/---

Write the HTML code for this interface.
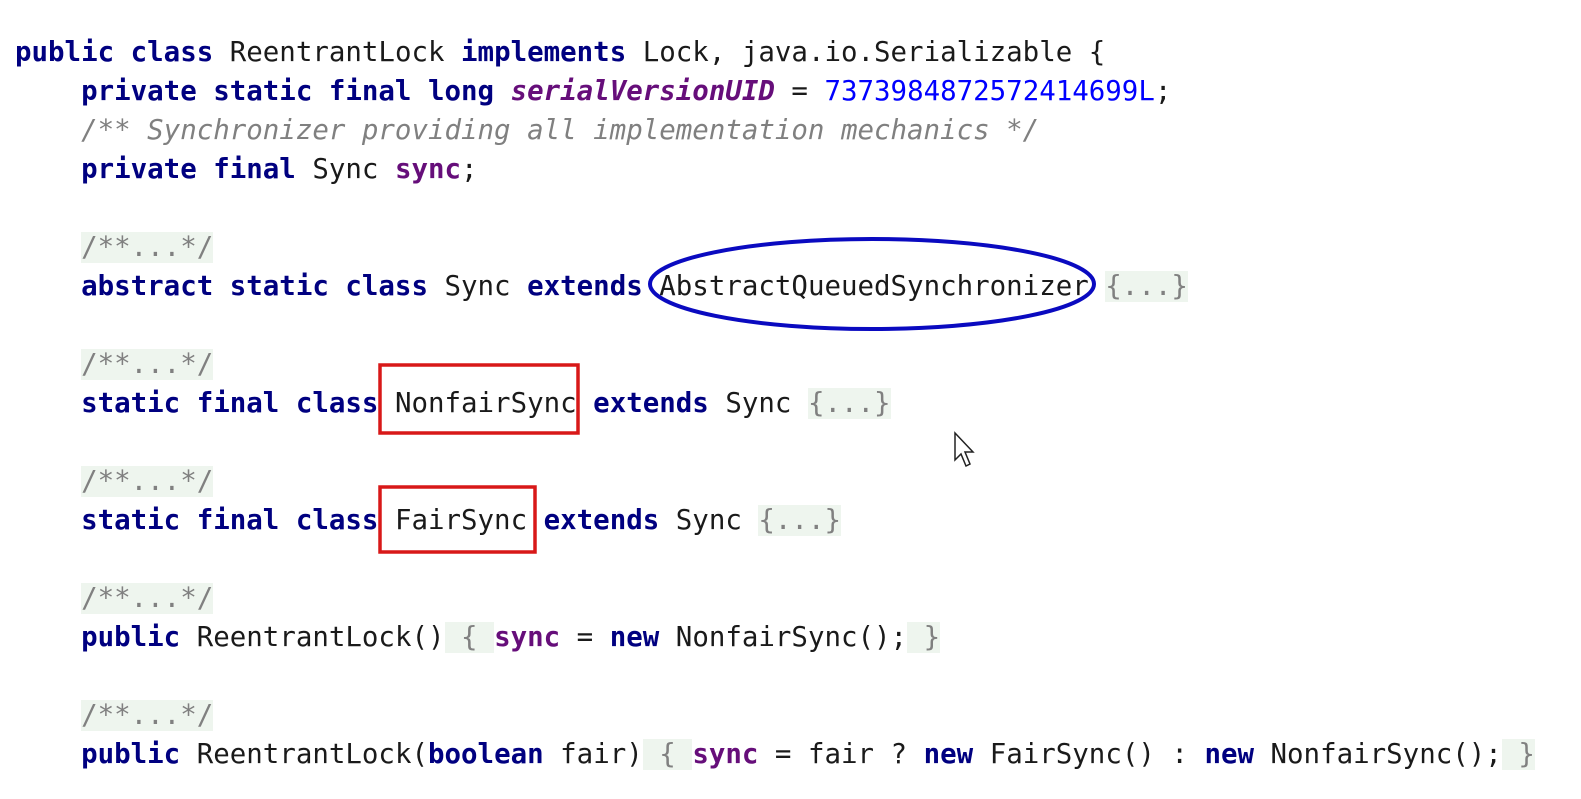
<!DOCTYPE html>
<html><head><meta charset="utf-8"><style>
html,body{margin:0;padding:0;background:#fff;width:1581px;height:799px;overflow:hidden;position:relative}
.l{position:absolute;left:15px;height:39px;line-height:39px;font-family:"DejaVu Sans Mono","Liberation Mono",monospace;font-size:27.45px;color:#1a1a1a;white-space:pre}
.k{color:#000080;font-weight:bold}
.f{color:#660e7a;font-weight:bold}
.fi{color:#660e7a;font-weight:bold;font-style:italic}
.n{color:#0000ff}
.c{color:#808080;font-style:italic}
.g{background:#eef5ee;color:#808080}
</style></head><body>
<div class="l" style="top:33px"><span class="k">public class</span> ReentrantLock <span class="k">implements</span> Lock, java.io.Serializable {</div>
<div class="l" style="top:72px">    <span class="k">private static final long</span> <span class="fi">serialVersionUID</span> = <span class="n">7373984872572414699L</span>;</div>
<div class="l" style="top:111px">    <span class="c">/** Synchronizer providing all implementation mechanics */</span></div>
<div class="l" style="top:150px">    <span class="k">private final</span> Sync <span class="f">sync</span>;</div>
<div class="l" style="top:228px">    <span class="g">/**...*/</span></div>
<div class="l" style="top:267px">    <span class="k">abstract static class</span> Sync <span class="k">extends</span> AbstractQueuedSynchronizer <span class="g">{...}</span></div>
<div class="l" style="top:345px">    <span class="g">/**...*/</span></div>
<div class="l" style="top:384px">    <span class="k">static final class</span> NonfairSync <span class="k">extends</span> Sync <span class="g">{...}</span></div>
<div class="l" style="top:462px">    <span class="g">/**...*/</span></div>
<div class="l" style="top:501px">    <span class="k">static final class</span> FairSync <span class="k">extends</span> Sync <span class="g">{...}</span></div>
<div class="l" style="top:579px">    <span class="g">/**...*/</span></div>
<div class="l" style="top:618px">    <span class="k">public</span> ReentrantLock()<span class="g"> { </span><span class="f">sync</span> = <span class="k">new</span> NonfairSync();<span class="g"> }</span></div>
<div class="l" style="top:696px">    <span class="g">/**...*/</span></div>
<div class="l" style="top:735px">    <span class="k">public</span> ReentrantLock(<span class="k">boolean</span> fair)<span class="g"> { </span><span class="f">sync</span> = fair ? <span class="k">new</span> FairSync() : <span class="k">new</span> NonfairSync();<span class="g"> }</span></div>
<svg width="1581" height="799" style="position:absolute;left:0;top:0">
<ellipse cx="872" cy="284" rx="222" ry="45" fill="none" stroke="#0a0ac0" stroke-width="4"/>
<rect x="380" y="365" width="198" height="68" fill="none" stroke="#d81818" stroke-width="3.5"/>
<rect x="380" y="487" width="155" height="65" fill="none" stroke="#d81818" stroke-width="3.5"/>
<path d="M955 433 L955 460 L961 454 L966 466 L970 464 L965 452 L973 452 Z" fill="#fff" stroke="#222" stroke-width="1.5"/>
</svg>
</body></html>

\---

The problem
Repeat the lines above exactly, and keep every picture out.

Reply
Write the HTML code for this interface.
<!DOCTYPE html>
<html><head><meta charset="utf-8"><style>
html,body{margin:0;padding:0;background:#fff;width:1581px;height:799px;overflow:hidden;position:relative}
.l{position:absolute;left:15px;height:39px;line-height:39px;font-family:"DejaVu Sans Mono","Liberation Mono",monospace;font-size:27.45px;color:#1a1a1a;white-space:pre}
.k{color:#000080;font-weight:bold}
.f{color:#660e7a;font-weight:bold}
.fi{color:#660e7a;font-weight:bold;font-style:italic}
.n{color:#0000ff}
.c{color:#808080;font-style:italic}
.g{background:#eef5ee;color:#808080}
</style></head><body>
<div class="l" style="top:33px"><span class="k">public class</span> ReentrantLock <span class="k">implements</span> Lock, java.io.Serializable {</div>
<div class="l" style="top:72px">    <span class="k">private static final long</span> <span class="fi">serialVersionUID</span> = <span class="n">7373984872572414699L</span>;</div>
<div class="l" style="top:111px">    <span class="c">/** Synchronizer providing all implementation mechanics */</span></div>
<div class="l" style="top:150px">    <span class="k">private final</span> Sync <span class="f">sync</span>;</div>
<div class="l" style="top:228px">    <span class="g">/**...*/</span></div>
<div class="l" style="top:267px">    <span class="k">abstract static class</span> Sync <span class="k">extends</span> AbstractQueuedSynchronizer <span class="g">{...}</span></div>
<div class="l" style="top:345px">    <span class="g">/**...*/</span></div>
<div class="l" style="top:384px">    <span class="k">static final class</span> NonfairSync <span class="k">extends</span> Sync <span class="g">{...}</span></div>
<div class="l" style="top:462px">    <span class="g">/**...*/</span></div>
<div class="l" style="top:501px">    <span class="k">static final class</span> FairSync <span class="k">extends</span> Sync <span class="g">{...}</span></div>
<div class="l" style="top:579px">    <span class="g">/**...*/</span></div>
<div class="l" style="top:618px">    <span class="k">public</span> ReentrantLock()<span class="g"> { </span><span class="f">sync</span> = <span class="k">new</span> NonfairSync();<span class="g"> }</span></div>
<div class="l" style="top:696px">    <span class="g">/**...*/</span></div>
<div class="l" style="top:735px">    <span class="k">public</span> ReentrantLock(<span class="k">boolean</span> fair)<span class="g"> { </span><span class="f">sync</span> = fair ? <span class="k">new</span> FairSync() : <span class="k">new</span> NonfairSync();<span class="g"> }</span></div>
<svg width="1581" height="799" style="position:absolute;left:0;top:0">
<ellipse cx="872" cy="284" rx="222" ry="45" fill="none" stroke="#0a0ac0" stroke-width="4"/>
<rect x="380" y="365" width="198" height="68" fill="none" stroke="#d81818" stroke-width="3.5"/>
<rect x="380" y="487" width="155" height="65" fill="none" stroke="#d81818" stroke-width="3.5"/>
<path d="M955 433 L955 460 L961 454 L966 466 L970 464 L965 452 L973 452 Z" fill="#fff" stroke="#222" stroke-width="1.5"/>
</svg>
</body></html>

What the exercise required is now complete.